NOTE: Every other time the 1966 Batmobile appeared in a live-action movie or show, it wasn’t as good. So we’re ignoring them. It’s what Thomas and Martha Wayne would want.

1. The BATMAN (1989) Batmobile/The BATMAN RETURNS Batmobile

Bruce Wayne and Vicki Vale run to the Batmobile from Tim Burton's 1989 film a.k.a the 1989 Batmobile
Warner Bros.

Abilities: 5
Safety: 5
Intimidation: 5
Style: 5
Practicality: 2

TOTAL SCORE: 22

You know it. We know it. Everyone knows it. And we didn’t need a scoring system to know it. Batman 1989 introduced the best live-action Batmobile ever made. It’s beautiful yet terrifying. Stylish yet safe. Strong yet elegant. And it has everything you’d want in a Batmobile.

Custom-built from two spliced together Impala chassis, Tim Burton’s Batmobile came fully loaded. Its nose had a large jet turbine intake, and the rear had an afterburner. Its two short fins also captured the feel of bat wings without feeling cartoonish. And the 1989 Batmobile has a ton of gadgets, including a high-end navigation system, diagnostics, CD recorder, voice-command recognition system, full armor protection, machine guns, shinbreakers, and side disc launchers. It could also launch bombs, shoot oil, emit smoke, and fire grappling hooks, making quick, sharp turns possible. It even had a special “foot” underneath that could lift the car and spin it.

The car’s gorgeous and intimidating exterior, which introduced a fighter jet cockpit slide hatch, also had “Batmissile” mode. The 1989 Batmobile could jettison all extraneous parts so the main body could drive through narrow openings. Bruce Wayne could then attach new elements to restore the car to its full glory.

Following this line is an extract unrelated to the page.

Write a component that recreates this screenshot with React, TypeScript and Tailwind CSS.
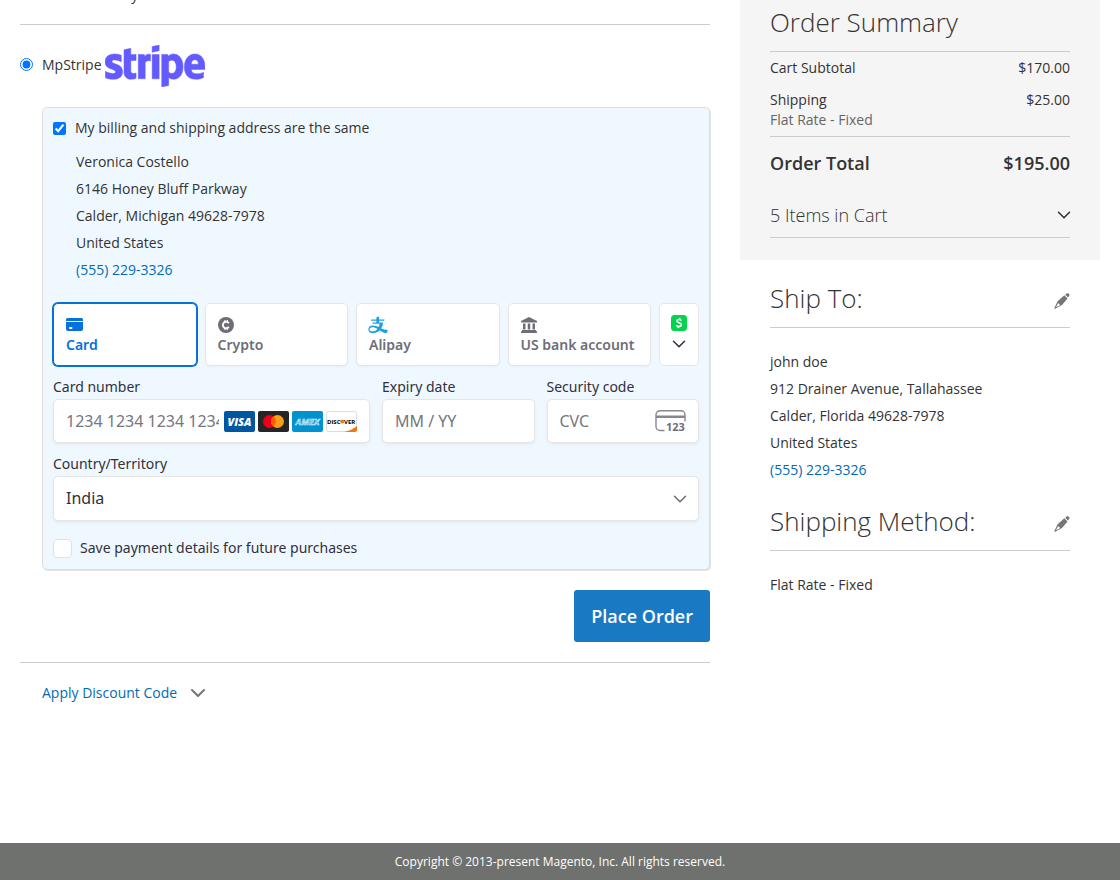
import { useState } from "react";
import type { ReactNode } from "react";
import { ChevronDown } from "lucide-react";
import { AiOutlineAlipay } from "react-icons/ai";
import { FaStripe } from "react-icons/fa";
import { clsx } from "clsx";

const billingAddress = ["Veronica Costello", "6146 Honey Bluff Parkway", "Calder, Michigan 49628-7978", "United States"];
const shippingAddress = ["john doe", "912 Drainer Avenue, Tallahassee", "Calder, Florida 49628-7978", "United States"];
const phone = "(555) 229-3326";

const field = "w-full rounded-[5px] border border-[#e6e6e6] bg-white shadow-[0_1px_2px_rgba(0,0,0,0.04),0_2px_5px_rgba(0,0,0,0.03)]";
const fieldLabel = "block text-[14px] leading-5 text-[#30313d]";

function CardIcon() {
  return (
    <svg className="h-4 w-[17px]" viewBox="0 0 17 16" fill="currentColor">
      <path d="M1.500 1h14a1.500 1.500 0 0 1 1.500 1.500V4H0V2.500A1.500 1.500 0 0 1 1.500 1z" />
      <path fillRule="evenodd" d="M0 5h17v7a2 2 0 0 1-2 2H2a2 2 0 0 1-2-2zM4 10a1 1 0 0 0 0 2h1.500a1 1 0 0 0 0-2z" />
    </svg>
  );
}

function CryptoIcon() {
  return (
    <svg className="size-4" viewBox="0 0 16 16">
      <circle cx="8" cy="8" r="8" fill="#6d6e78" />
      <path d="M10.800 6.300A3.200 3.200 0 1 0 10.800 9.700" fill="none" stroke="#fff" strokeWidth="1.900" />
      <path d="M7 3v2M9.300 3v2M7 11v2M9.300 11v2" stroke="#fff" strokeWidth="1.200" />
    </svg>
  );
}

function BankIcon() {
  return (
    <svg className="size-4" viewBox="0 0 16 16" fill="#6d6e78">
      <path d="M8 0 16 4v1.500H0V4zM2 6.500h2.500v6H2zM6.750 6.500h2.500v6h-2.500zM11.500 6.500H14v6h-2.500zM1 13h14v1.200h1V16H0v-1.800h1z" />
    </svg>
  );
}

function CashAppIcon() {
  return (
    <svg className="size-4" viewBox="0 0 16 16">
      <rect width="16" height="16" rx="3.500" fill="#00d54b" />
      <path d="M10.500 5.500C9.900 4.900 9 4.500 8.100 4.500 7 4.500 6 5 6 6c0 2.200 4.400 1.200 4.400 3.600 0 1.200-1.100 1.900-2.400 1.900-1.100 0-2-.4-2.700-1.100" fill="none" stroke="#fff" strokeWidth="1.600" />
      <path d="M8.800 2.800 8.500 4.500M7.500 11.500l-.3 1.700" stroke="#fff" strokeWidth="1.600" />
    </svg>
  );
}

function PencilIcon() {
  return (
    <svg className="size-4" viewBox="0 0 16 16" fill="#757575">
      <path d="M11.200 1.700 12.600.6c.8-.6 1.600-.5 2.300.2.700.7.800 1.500.2 2.300L14 4.600z" />
      <path fillRule="evenodd" d="M10.300 2.300 13.500 5.400 8 12.100 1.200 15.700c-.6.300-1-.2-.8-.8L3.400 8.600zM4 10.200l-1.700 3.300.5.500 3.100-1.800c-.1-1-.8-1.800-1.900-2z" />
    </svg>
  );
}

function CvcIcon() {
  return (
    <svg className="h-[22px] w-[31px]" viewBox="0 0 31 22">
      <path d="M9.500 20.500H5a4 4 0 0 1-4-4V4.700a4 4 0 0 1 4-4h21a4 4 0 0 1 4 4V11.500" fill="none" stroke="#86878f" strokeWidth="1.400" />
      <path d="M1 5.500h29v2.500H1z" fill="#86878f" />
      <text x="11" y="21" className="font-['Open_Sans',sans-serif] text-[11px] leading-none font-bold" fill="#6d6e78">123</text>
    </svg>
  );
}

function VisaLogo() {
  return (
    <svg className="h-[21px] w-[31px]" viewBox="0 0 31 21">
      <rect width="31" height="21" rx="2" fill="#00579f" />
      <text x="15.500" y="14.500" textAnchor="middle" className="font-['Open_Sans',sans-serif] text-[11px] font-extrabold italic" fill="#fff">VISA</text>
    </svg>
  );
}

function MastercardLogo() {
  return (
    <svg className="h-[21px] w-[31px]" viewBox="0 0 31 21">
      <rect width="31" height="21" rx="2" fill="#252525" />
      <circle cx="11.500" cy="10.500" r="6.500" fill="#eb001b" />
      <circle cx="19.500" cy="10.500" r="6.500" fill="#f79e1b" />
      <path d="M15.500 5.400a6.500 6.500 0 0 1 0 10.200 6.500 6.500 0 0 1 0-10.200z" fill="#ff5f00" />
    </svg>
  );
}

function AmexLogo() {
  return (
    <svg className="h-[21px] w-[31px]" viewBox="0 0 31 21">
      <rect width="31" height="21" rx="2" fill="#0193ce" />
      <text x="15.500" y="13.500" textAnchor="middle" className="font-['Open_Sans',sans-serif] text-[9px] font-bold italic" fill="#3fb0dc" stroke="#e4f5fb" strokeWidth="0.500">AMEX</text>
    </svg>
  );
}

function DiscoverLogo() {
  return (
    <svg className="h-[21px] w-[31px]" viewBox="0 0 31 21">
      <rect x=".5" y=".5" width="30" height="20" rx="2" fill="#fff" stroke="#dcdce0" />
      <path d="M31 15v4a2 2 0 0 1-2 2H18c5-1 9-3 13-6z" fill="#f27712" />
      <g className="font-['Open_Sans',sans-serif] text-[6px] font-bold" fill="#000">
        <text x="14.500" y="12.600" textAnchor="end">DISC</text>
        <text x="18" y="12.600">VER</text>
      </g>
      <circle cx="16.300" cy="10.500" r="2" fill="#f27712" />
    </svg>
  );
}

const methods: { id: string; label: string; icon: ReactNode }[] = [
  { id: "card", label: "Card", icon: <CardIcon /> },
  { id: "crypto", label: "Crypto", icon: <CryptoIcon /> },
  { id: "alipay", label: "Alipay", icon: <AiOutlineAlipay className="-ml-0.5 size-[22px] text-[#1c9fe5]" /> },
  { id: "bank", label: "US bank account", icon: <BankIcon /> },
];

function Address({ lines }: { lines: string[] }) {
  return (
    <address className="leading-[27px] not-italic">
      {lines.map((line) => (
        <p key={line}>{line}</p>
      ))}
      <a href="tel:5552293326" className="text-[#006bb4]">{phone}</a>
    </address>
  );
}

function PaymentForm() {
  const [method, setMethod] = useState("card");

  return (
    <div className="font-['Noto_Sans',sans-serif]">
      <div className="flex gap-2">
        {methods.map(({ id, label, icon }) => (
          <button
            key={id}
            type="button"
            onClick={() => setMethod(id)}
            className={clsx(
              "h-[63px] flex-1 rounded-[5px] border bg-white px-3 text-left text-[14px] leading-5 font-semibold whitespace-nowrap",
              method === id
                ? "border-[#0570de] text-[#0570de] shadow-[0_0_0_1px_#0570de]"
                : "border-[#e6e6e6] text-[#6d6e78] shadow-[0_1px_2px_rgba(0,0,0,0.04)]"
            )}
          >
            <span className="flex h-5 items-center">{icon}</span>
            {label}
          </button>
        ))}
        <button type="button" aria-label="More payment methods" className="flex h-[63px] w-10 flex-col items-center justify-center gap-0.5 rounded-[5px] border border-[#e6e6e6] bg-white text-[#30313d]">
          <CashAppIcon />
          <ChevronDown className="size-[22px]" strokeWidth={1.7} />
        </button>
      </div>

      <div className="mt-[11px] grid grid-cols-4 gap-3">
        <div className="col-span-2">
          <label htmlFor="card-number" className={fieldLabel}>Card number</label>
          <div className={clsx(field, "mt-0.5 flex h-11 items-center gap-[3px] px-3")}>
            <input id="card-number" placeholder="1234 1234 1234 1234" className="mr-0.5 min-w-0 flex-1 text-base outline-none placeholder:text-[#757680]" />
            <VisaLogo />
            <MastercardLogo />
            <AmexLogo />
            <DiscoverLogo />
          </div>
        </div>
        <div>
          <label htmlFor="expiry" className={fieldLabel}>Expiry date</label>
          <input id="expiry" placeholder="MM / YY" className={clsx(field, "mt-0.5 h-11 px-3 text-base outline-none placeholder:text-[#757680]")} />
        </div>
        <div>
          <label htmlFor="cvc" className={fieldLabel}>Security code</label>
          <div className={clsx(field, "mt-0.5 flex h-11 items-center px-3")}>
            <input id="cvc" placeholder="CVC" className="min-w-0 flex-1 text-base outline-none placeholder:text-[#757680]" />
            <CvcIcon />
          </div>
        </div>
      </div>

      <label htmlFor="country" className={clsx(fieldLabel, "mt-[11px]")}>Country/Territory</label>
      <div className="mt-0.5 grid items-center">
        <select id="country" defaultValue="India" className={clsx(field, "col-start-1 row-start-1 h-[45px] appearance-none px-3 pb-0.5 text-base text-[#30313d]")}>
          <option>India</option>
          <option>United States</option>
        </select>
        <ChevronDown className="pointer-events-none col-start-1 row-start-1 mr-2 size-[22px] justify-self-end text-[#6d6e78]" strokeWidth={1.7} />
      </div>

      <label className="mt-[17px] mb-px flex items-center gap-2 text-[14px] leading-5 text-[#30313d]">
        <input type="checkbox" className="size-[19px] appearance-none rounded border border-[#e0e0e6] bg-white checked:bg-[#0570de]" />
        Save payment details for future purchases
      </label>
    </div>
  );
}

function SidebarHeading({ children }: { children: string }) {
  return (
    <div className="flex items-center justify-between border-b border-[#cccccc] pb-[11px]">
      <h2 className="text-[26px] leading-9 font-light">{children}</h2>
      <button type="button" aria-label={`Edit ${children}`} className="pt-1.5">
        <PencilIcon />
      </button>
    </div>
  );
}

function Sidebar() {
  return (
    <aside className="w-1/3 shrink-0">
      <section className="bg-[#f5f5f5] px-[30px] pt-1 pb-[22px]">
        <h2 className="border-b border-[#cccccc] pb-[11px] text-[26px] leading-9 font-light">Order Summary</h2>
        <table className="w-full">
          <tbody>
            <tr>
              <th scope="row" className="pt-1.5 text-left font-normal">Cart Subtotal</th>
              <td className="pt-1.5 text-right">$170.00</td>
            </tr>
            <tr className="border-b border-[#cccccc] align-top">
              <th scope="row" className="pt-3 pb-1.5 text-left font-normal">
                Shipping
                <span className="block text-[#666666]">Flat Rate - Fixed</span>
              </th>
              <td className="pt-3 text-right">$25.00</td>
            </tr>
            <tr className="text-lg font-semibold">
              <th scope="row" className="pt-3 text-left font-semibold">Order Total</th>
              <td className="pt-3 text-right">$195.00</td>
            </tr>
          </tbody>
        </table>
        <button type="button" className="mt-6 flex w-full items-center justify-between border-b border-[#cccccc] pb-2 text-lg font-light">
          5 Items in Cart
          <ChevronDown className="-mr-[5px] size-[22px]" strokeWidth={1.7} />
        </button>
      </section>

      <section className="px-[30px] pt-5">
        <SidebarHeading>Ship To:</SidebarHeading>
        <div className="pt-5">
          <Address lines={shippingAddress} />
        </div>
      </section>

      <section className="px-[30px] pt-5">
        <SidebarHeading>Shipping Method:</SidebarHeading>
        <p className="pt-5 leading-[27px]">Flat Rate - Fixed</p>
      </section>
    </aside>
  );
}

export default function App() {
  return (
    <div className="flex min-h-screen flex-col bg-white font-['Open_Sans',sans-serif] text-[14px] leading-5 text-[#333333]">
      <div className="flex px-5">
        <main className="min-w-0 flex-1 pr-[30px]">
          <div className="flex h-[5px] items-end overflow-hidden pl-[22px]">Check / Money order</div>

          <section className="mt-[19px] border-y border-[#cccccc] pt-5 pb-5">
            <label className="flex items-center">
              <input type="radio" name="payment" defaultChecked className="mr-[9px] mb-1 size-[13px] accent-[#0075ff]" />
              <span className="pb-0.5">MpStripe</span>
              <FaStripe viewBox="0 124 640 264" className="ml-[3px] h-[42px] w-[100px] stroke-[#635bff] stroke-[3] text-[#635bff]" preserveAspectRatio="none" />
            </label>

            <div className="mt-5 ml-[22px] rounded-[5px] border border-[#dddddd] bg-[#f0f8ff] p-2.5 shadow-[1px_1px_0_#e2e4e4]">
              <label className="flex items-center gap-[9px]">
                <input type="checkbox" defaultChecked className="size-[13px] accent-[#0075ff]" />
                My billing and shipping address are the same
              </label>
              <div className="mt-2.5 mb-5 pl-[23px]">
                <Address lines={billingAddress} />
              </div>
              <PaymentForm />
            </div>

            <div className="mt-5 flex justify-end">
              <button type="button" className="h-[52px] rounded-[3px] bg-[#1979c3] px-[17px] text-lg font-semibold text-white">
                Place Order
              </button>
            </div>
          </section>

          <button type="button" className="mt-[18px] ml-[22px] flex items-center gap-[9px] text-[#006bb4]">
            Apply Discount Code
            <ChevronDown className="size-6 text-[#757575]" strokeWidth={2} />
          </button>
        </main>
        <Sidebar />
      </div>

      <footer className="mt-auto bg-[#6e716e] py-[9px] text-center text-xs leading-[19px] text-white">
        Copyright © 2013-present Magento, Inc. All rights reserved.
      </footer>
    </div>
  );
}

The only things anyone can against it is that the paint easily scratched (that’s why Vickie Vale holds her high heels as she gets out of it) and that it would be difficult to drive yourself.

But ultimately, no live-action Batmobile ever combined function, style, strength, safety, and presence like the one Michael Keaton drove. And any scoring system that said otherwise would be a total joker.